In writing thus of Hitler, the man, I have no desire merely to 'glorify' him or to seem to condone some of the acts and measures which he has found necessary during the six years of his autocracy to bring his people from the slough of odium and distress to their old position as a great nation able to bargain on terms of equality with their neighbours. My only desire is to give a sound perspective to the portrait of him in British minds, and to show that the ogre is, as I wrote a year ago, a human being of great culture.

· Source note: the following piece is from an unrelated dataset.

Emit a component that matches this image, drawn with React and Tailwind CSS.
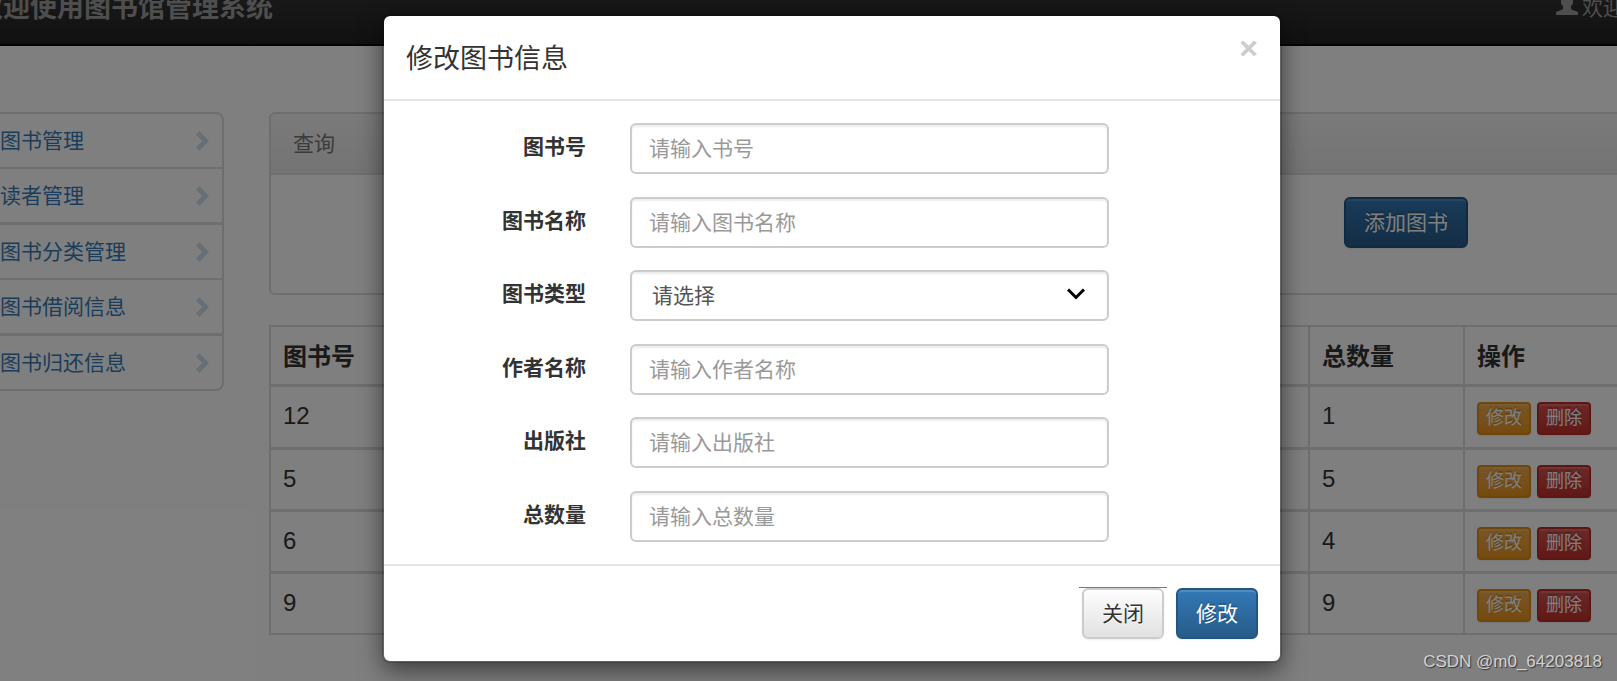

In early 1939 after Hitler invaded Czechoslovakia Rothermere wrote 'a very indiscreet letter to the Fuhrer congratulating him on his walk into Prague' and urged Hitler to follow up his coup with the invasion of Romania. In June 1939, with war clouds gathering, Lord Rothermere wrote to Hitler, 'My Dear Fuhrer', again - a final love letter as it were - before war and Lord Rothermere's death signalled the end of their relationship:


"My Dear Führer, I have watched with understanding and interest the progress of your great and superhuman work in regenerating your country...The British people, now like Germany strongly rearmed, regard the German people with admiration as valorous adversaries in the past, but I am sure that there is no problem between our two countries which cannot be settled by consultation and negotiation."